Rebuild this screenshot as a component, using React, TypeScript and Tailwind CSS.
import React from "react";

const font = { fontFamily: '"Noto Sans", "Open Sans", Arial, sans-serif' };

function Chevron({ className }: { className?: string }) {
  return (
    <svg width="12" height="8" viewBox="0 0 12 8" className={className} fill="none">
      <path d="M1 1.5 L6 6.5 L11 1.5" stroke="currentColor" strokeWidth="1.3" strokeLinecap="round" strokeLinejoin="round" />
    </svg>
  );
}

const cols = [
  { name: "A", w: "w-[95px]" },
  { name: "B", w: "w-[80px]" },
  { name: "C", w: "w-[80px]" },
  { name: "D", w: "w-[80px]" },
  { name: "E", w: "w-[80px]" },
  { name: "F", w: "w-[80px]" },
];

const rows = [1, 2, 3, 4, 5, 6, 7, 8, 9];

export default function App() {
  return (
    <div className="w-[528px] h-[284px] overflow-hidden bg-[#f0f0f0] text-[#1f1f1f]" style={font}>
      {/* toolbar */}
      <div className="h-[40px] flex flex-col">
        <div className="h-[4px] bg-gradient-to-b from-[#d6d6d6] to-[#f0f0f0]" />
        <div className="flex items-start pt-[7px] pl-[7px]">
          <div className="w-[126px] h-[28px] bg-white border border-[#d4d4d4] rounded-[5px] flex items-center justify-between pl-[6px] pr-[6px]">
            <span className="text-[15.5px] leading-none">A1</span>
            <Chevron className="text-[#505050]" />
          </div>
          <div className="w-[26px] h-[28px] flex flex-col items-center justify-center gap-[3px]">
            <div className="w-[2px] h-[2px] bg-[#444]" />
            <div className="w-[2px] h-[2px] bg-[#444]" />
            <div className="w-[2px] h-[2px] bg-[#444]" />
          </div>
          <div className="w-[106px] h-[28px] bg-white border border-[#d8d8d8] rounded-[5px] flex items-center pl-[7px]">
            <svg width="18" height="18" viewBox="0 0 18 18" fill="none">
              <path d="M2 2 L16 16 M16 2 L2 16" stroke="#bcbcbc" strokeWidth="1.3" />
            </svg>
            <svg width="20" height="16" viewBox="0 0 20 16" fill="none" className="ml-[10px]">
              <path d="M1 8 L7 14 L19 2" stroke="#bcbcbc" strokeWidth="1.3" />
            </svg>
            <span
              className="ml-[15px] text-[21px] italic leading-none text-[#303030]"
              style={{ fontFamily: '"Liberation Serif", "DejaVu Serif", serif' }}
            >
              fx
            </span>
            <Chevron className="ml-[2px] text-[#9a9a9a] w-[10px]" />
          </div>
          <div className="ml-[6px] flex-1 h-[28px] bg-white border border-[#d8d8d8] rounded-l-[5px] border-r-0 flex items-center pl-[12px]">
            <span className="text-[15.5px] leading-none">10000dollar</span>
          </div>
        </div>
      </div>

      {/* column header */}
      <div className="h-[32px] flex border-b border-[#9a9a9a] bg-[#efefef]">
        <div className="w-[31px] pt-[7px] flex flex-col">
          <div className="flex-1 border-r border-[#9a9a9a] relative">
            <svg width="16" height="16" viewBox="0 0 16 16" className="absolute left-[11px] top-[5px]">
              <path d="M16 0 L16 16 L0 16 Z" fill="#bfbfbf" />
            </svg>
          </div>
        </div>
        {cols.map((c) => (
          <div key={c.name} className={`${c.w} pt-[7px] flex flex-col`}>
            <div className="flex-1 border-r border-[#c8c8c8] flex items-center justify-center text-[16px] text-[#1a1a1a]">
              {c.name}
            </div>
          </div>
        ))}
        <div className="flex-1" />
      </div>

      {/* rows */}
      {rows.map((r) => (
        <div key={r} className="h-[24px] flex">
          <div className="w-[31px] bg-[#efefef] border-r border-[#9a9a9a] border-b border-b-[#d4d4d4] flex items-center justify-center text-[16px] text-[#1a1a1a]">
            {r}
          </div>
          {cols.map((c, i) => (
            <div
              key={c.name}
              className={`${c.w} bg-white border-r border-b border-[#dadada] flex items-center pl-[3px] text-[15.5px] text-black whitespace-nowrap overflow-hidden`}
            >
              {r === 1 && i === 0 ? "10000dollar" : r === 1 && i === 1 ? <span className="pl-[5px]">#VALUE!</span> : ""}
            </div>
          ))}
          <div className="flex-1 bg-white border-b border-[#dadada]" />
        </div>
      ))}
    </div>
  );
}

---

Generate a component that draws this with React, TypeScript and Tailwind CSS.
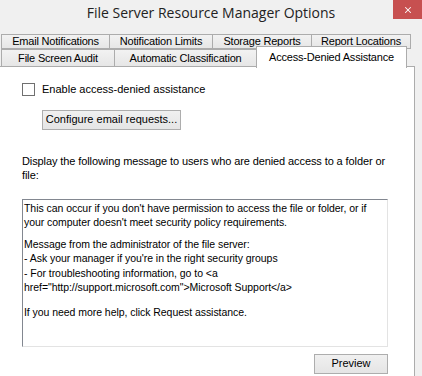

==

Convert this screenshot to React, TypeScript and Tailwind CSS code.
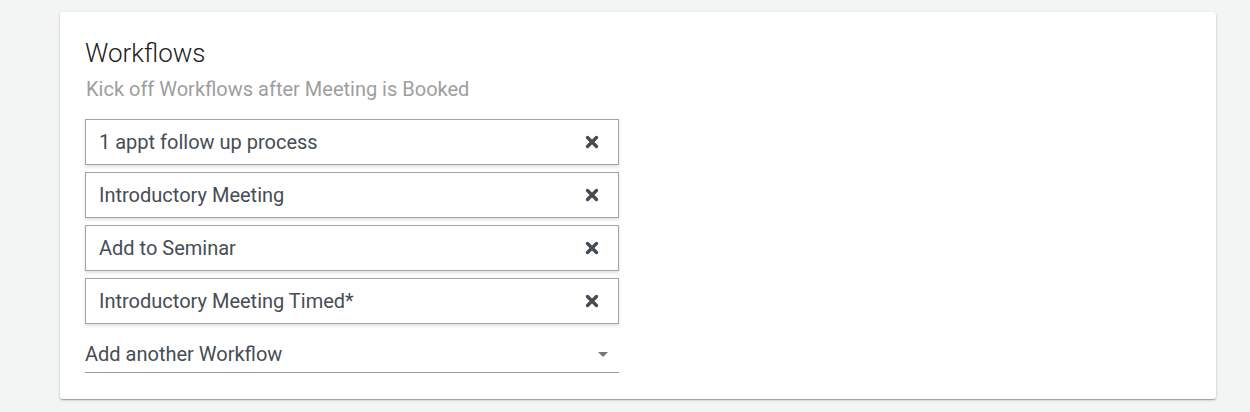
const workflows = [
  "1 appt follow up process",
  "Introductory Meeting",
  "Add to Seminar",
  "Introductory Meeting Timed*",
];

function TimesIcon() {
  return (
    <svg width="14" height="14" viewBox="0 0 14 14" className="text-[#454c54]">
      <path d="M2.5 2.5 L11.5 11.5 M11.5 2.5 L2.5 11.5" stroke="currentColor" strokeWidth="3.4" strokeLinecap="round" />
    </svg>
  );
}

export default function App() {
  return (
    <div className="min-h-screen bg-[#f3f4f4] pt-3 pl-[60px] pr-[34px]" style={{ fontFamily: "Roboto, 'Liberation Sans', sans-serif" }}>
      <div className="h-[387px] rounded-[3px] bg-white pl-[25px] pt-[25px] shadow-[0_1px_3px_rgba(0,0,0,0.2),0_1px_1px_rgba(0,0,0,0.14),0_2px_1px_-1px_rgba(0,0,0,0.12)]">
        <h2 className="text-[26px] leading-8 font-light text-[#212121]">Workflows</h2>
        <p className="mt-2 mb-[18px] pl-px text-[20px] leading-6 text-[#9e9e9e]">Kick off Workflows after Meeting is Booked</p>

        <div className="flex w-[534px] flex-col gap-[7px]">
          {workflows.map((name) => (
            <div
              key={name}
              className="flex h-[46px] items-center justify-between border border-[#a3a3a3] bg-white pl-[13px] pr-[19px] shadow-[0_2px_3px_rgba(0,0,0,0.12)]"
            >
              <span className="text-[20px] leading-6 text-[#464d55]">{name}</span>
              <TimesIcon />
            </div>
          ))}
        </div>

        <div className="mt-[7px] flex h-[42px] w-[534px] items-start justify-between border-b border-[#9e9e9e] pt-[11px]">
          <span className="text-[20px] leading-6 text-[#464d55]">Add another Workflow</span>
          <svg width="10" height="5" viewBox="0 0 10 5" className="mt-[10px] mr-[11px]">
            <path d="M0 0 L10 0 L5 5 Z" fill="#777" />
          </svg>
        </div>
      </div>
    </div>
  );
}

▸ **Exercise requirements**
What do the lines above say from the one containing "Rebuild this screenshot" down to the one containing "const rows = [1, 2, 3, 4, 5, 6, 7, 8, 9];"? Return them exactly, both end lines included, and only them.

▸ **Exercise result**
Rebuild this screenshot as a component, using React, TypeScript and Tailwind CSS.
import React from "react";

const font = { fontFamily: '"Noto Sans", "Open Sans", Arial, sans-serif' };

function Chevron({ className }: { className?: string }) {
  return (
    <svg width="12" height="8" viewBox="0 0 12 8" className={className} fill="none">
      <path d="M1 1.5 L6 6.5 L11 1.5" stroke="currentColor" strokeWidth="1.3" strokeLinecap="round" strokeLinejoin="round" />
    </svg>
  );
}

const cols = [
  { name: "A", w: "w-[95px]" },
  { name: "B", w: "w-[80px]" },
  { name: "C", w: "w-[80px]" },
  { name: "D", w: "w-[80px]" },
  { name: "E", w: "w-[80px]" },
  { name: "F", w: "w-[80px]" },
];

const rows = [1, 2, 3, 4, 5, 6, 7, 8, 9];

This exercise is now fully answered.